--- Start EXERCISE MATERIAL ---
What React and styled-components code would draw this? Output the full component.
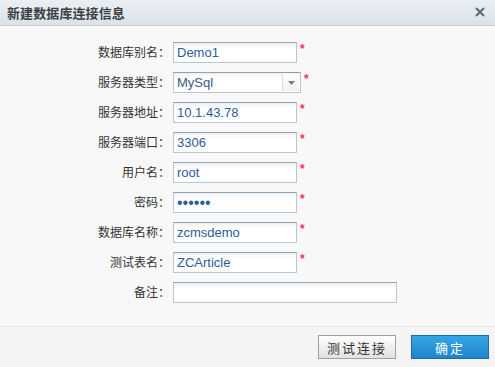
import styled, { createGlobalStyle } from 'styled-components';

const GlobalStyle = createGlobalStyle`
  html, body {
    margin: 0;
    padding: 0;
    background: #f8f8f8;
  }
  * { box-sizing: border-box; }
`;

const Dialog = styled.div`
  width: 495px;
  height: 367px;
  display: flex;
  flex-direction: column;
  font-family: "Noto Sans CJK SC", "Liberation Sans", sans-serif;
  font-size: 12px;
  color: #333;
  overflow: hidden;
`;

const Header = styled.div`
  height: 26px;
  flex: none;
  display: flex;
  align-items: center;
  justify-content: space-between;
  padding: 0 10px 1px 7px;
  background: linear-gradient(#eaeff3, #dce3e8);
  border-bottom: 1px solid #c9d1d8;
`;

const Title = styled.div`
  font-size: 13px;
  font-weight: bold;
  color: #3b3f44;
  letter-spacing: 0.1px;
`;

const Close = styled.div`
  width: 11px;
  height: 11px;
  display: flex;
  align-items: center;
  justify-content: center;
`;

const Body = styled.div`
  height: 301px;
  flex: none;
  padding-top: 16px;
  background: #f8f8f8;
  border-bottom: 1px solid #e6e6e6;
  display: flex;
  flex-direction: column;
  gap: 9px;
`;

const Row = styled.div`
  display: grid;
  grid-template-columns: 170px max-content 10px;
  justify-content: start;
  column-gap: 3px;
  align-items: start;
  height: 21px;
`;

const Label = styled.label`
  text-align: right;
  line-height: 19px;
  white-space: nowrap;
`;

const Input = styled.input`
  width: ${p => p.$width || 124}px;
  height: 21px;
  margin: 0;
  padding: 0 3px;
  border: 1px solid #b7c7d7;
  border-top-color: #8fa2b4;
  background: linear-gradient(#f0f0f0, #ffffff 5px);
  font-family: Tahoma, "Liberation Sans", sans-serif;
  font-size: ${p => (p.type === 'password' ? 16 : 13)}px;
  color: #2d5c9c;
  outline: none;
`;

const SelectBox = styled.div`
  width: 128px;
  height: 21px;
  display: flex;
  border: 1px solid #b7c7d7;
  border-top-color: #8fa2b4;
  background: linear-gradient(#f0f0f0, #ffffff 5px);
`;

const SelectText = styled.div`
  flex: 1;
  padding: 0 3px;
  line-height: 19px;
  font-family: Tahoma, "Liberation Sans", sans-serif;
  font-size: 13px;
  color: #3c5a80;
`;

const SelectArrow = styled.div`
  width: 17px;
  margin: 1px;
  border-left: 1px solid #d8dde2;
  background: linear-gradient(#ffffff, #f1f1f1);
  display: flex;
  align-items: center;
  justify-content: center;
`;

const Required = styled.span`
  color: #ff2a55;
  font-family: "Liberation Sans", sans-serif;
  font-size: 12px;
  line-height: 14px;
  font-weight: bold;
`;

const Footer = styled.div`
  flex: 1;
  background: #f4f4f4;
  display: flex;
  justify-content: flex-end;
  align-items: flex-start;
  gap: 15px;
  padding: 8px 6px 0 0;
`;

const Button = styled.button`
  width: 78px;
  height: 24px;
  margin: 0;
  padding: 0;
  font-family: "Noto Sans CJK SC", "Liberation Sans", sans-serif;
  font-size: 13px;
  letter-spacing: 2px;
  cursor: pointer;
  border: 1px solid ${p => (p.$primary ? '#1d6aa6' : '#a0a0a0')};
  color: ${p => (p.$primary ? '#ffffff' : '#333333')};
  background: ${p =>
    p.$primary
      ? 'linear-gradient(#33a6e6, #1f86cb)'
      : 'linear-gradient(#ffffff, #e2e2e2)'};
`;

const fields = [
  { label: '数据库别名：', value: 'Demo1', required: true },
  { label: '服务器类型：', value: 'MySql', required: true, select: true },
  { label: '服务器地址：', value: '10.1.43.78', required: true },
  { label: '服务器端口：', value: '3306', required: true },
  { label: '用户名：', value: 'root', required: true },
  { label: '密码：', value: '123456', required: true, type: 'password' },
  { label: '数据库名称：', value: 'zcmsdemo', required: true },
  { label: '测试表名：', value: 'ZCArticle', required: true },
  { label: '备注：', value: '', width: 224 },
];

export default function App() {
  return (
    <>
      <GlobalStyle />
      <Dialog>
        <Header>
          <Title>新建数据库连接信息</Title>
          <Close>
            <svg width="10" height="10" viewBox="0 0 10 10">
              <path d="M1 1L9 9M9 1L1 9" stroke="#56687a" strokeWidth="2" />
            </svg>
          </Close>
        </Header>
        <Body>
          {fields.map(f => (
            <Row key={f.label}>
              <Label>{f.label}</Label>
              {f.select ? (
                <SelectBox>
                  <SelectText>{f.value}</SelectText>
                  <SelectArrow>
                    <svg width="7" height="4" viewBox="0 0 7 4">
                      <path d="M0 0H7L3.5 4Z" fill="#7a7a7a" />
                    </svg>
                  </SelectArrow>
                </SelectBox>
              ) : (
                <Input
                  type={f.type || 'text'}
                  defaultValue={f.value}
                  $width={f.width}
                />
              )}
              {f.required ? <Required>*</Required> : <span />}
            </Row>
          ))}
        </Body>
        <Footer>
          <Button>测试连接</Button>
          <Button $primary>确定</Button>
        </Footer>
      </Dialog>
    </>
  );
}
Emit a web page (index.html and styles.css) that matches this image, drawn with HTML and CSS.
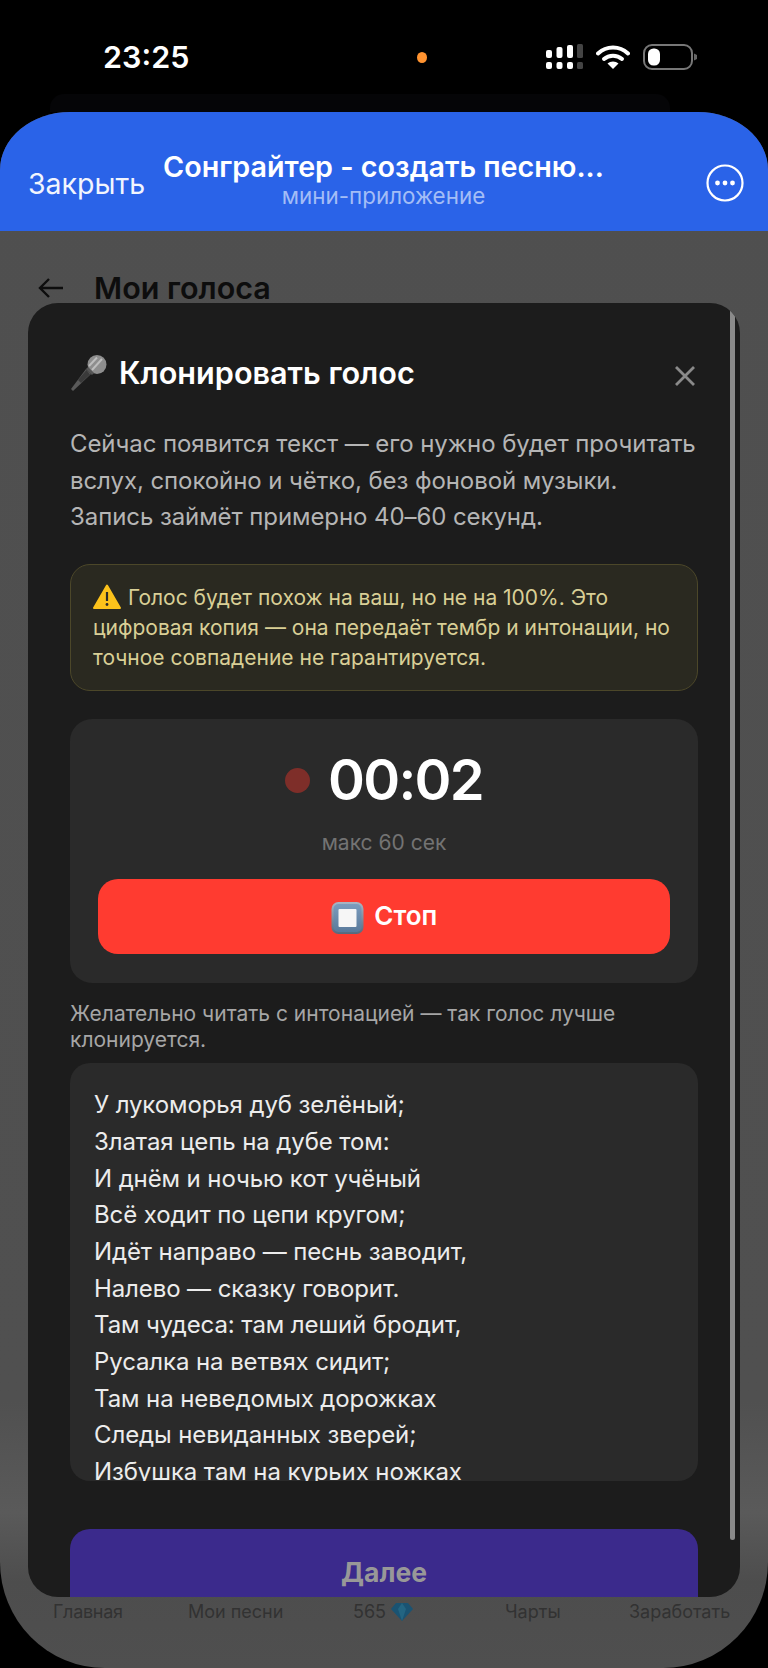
--- End EXERCISE MATERIAL ---
Leave images out of the retyped records; keep all else exact.

> [SOLUTION FOR THIS EXERCISE]
What React and styled-components code would draw this? Output the full component.
import styled, { createGlobalStyle } from 'styled-components';

const GlobalStyle = createGlobalStyle`
  html, body {
    margin: 0;
    padding: 0;
    background: #f8f8f8;
  }
  * { box-sizing: border-box; }
`;

const Dialog = styled.div`
  width: 495px;
  height: 367px;
  display: flex;
  flex-direction: column;
  font-family: "Noto Sans CJK SC", "Liberation Sans", sans-serif;
  font-size: 12px;
  color: #333;
  overflow: hidden;
`;

const Header = styled.div`
  height: 26px;
  flex: none;
  display: flex;
  align-items: center;
  justify-content: space-between;
  padding: 0 10px 1px 7px;
  background: linear-gradient(#eaeff3, #dce3e8);
  border-bottom: 1px solid #c9d1d8;
`;

const Title = styled.div`
  font-size: 13px;
  font-weight: bold;
  color: #3b3f44;
  letter-spacing: 0.1px;
`;

const Close = styled.div`
  width: 11px;
  height: 11px;
  display: flex;
  align-items: center;
  justify-content: center;
`;

const Body = styled.div`
  height: 301px;
  flex: none;
  padding-top: 16px;
  background: #f8f8f8;
  border-bottom: 1px solid #e6e6e6;
  display: flex;
  flex-direction: column;
  gap: 9px;
`;

const Row = styled.div`
  display: grid;
  grid-template-columns: 170px max-content 10px;
  justify-content: start;
  column-gap: 3px;
  align-items: start;
  height: 21px;
`;

const Label = styled.label`
  text-align: right;
  line-height: 19px;
  white-space: nowrap;
`;

const Input = styled.input`
  width: ${p => p.$width || 124}px;
  height: 21px;
  margin: 0;
  padding: 0 3px;
  border: 1px solid #b7c7d7;
  border-top-color: #8fa2b4;
  background: linear-gradient(#f0f0f0, #ffffff 5px);
  font-family: Tahoma, "Liberation Sans", sans-serif;
  font-size: ${p => (p.type === 'password' ? 16 : 13)}px;
  color: #2d5c9c;
  outline: none;
`;

const SelectBox = styled.div`
  width: 128px;
  height: 21px;
  display: flex;
  border: 1px solid #b7c7d7;
  border-top-color: #8fa2b4;
  background: linear-gradient(#f0f0f0, #ffffff 5px);
`;

const SelectText = styled.div`
  flex: 1;
  padding: 0 3px;
  line-height: 19px;
  font-family: Tahoma, "Liberation Sans", sans-serif;
  font-size: 13px;
  color: #3c5a80;
`;

const SelectArrow = styled.div`
  width: 17px;
  margin: 1px;
  border-left: 1px solid #d8dde2;
  background: linear-gradient(#ffffff, #f1f1f1);
  display: flex;
  align-items: center;
  justify-content: center;
`;

const Required = styled.span`
  color: #ff2a55;
  font-family: "Liberation Sans", sans-serif;
  font-size: 12px;
  line-height: 14px;
  font-weight: bold;
`;

const Footer = styled.div`
  flex: 1;
  background: #f4f4f4;
  display: flex;
  justify-content: flex-end;
  align-items: flex-start;
  gap: 15px;
  padding: 8px 6px 0 0;
`;

const Button = styled.button`
  width: 78px;
  height: 24px;
  margin: 0;
  padding: 0;
  font-family: "Noto Sans CJK SC", "Liberation Sans", sans-serif;
  font-size: 13px;
  letter-spacing: 2px;
  cursor: pointer;
  border: 1px solid ${p => (p.$primary ? '#1d6aa6' : '#a0a0a0')};
  color: ${p => (p.$primary ? '#ffffff' : '#333333')};
  background: ${p =>
    p.$primary
      ? 'linear-gradient(#33a6e6, #1f86cb)'
      : 'linear-gradient(#ffffff, #e2e2e2)'};
`;

const fields = [
  { label: '数据库别名：', value: 'Demo1', required: true },
  { label: '服务器类型：', value: 'MySql', required: true, select: true },
  { label: '服务器地址：', value: '10.1.43.78', required: true },
  { label: '服务器端口：', value: '3306', required: true },
  { label: '用户名：', value: 'root', required: true },
  { label: '密码：', value: '123456', required: true, type: 'password' },
  { label: '数据库名称：', value: 'zcmsdemo', required: true },
  { label: '测试表名：', value: 'ZCArticle', required: true },
  { label: '备注：', value: '', width: 224 },
];

export default function App() {
  return (
    <>
      <GlobalStyle />
      <Dialog>
        <Header>
          <Title>新建数据库连接信息</Title>
          <Close>
            <svg width="10" height="10" viewBox="0 0 10 10">
              <path d="M1 1L9 9M9 1L1 9" stroke="#56687a" strokeWidth="2" />
            </svg>
          </Close>
        </Header>
        <Body>
          {fields.map(f => (
            <Row key={f.label}>
              <Label>{f.label}</Label>
              {f.select ? (
                <SelectBox>
                  <SelectText>{f.value}</SelectText>
                  <SelectArrow>
                    <svg width="7" height="4" viewBox="0 0 7 4">
                      <path d="M0 0H7L3.5 4Z" fill="#7a7a7a" />
                    </svg>
                  </SelectArrow>
                </SelectBox>
              ) : (
                <Input
                  type={f.type || 'text'}
                  defaultValue={f.value}
                  $width={f.width}
                />
              )}
              {f.required ? <Required>*</Required> : <span />}
            </Row>
          ))}
        </Body>
        <Footer>
          <Button>测试连接</Button>
          <Button $primary>确定</Button>
        </Footer>
      </Dialog>
    </>
  );
}
Emit a web page (index.html and styles.css) that matches this image, drawn with HTML and CSS.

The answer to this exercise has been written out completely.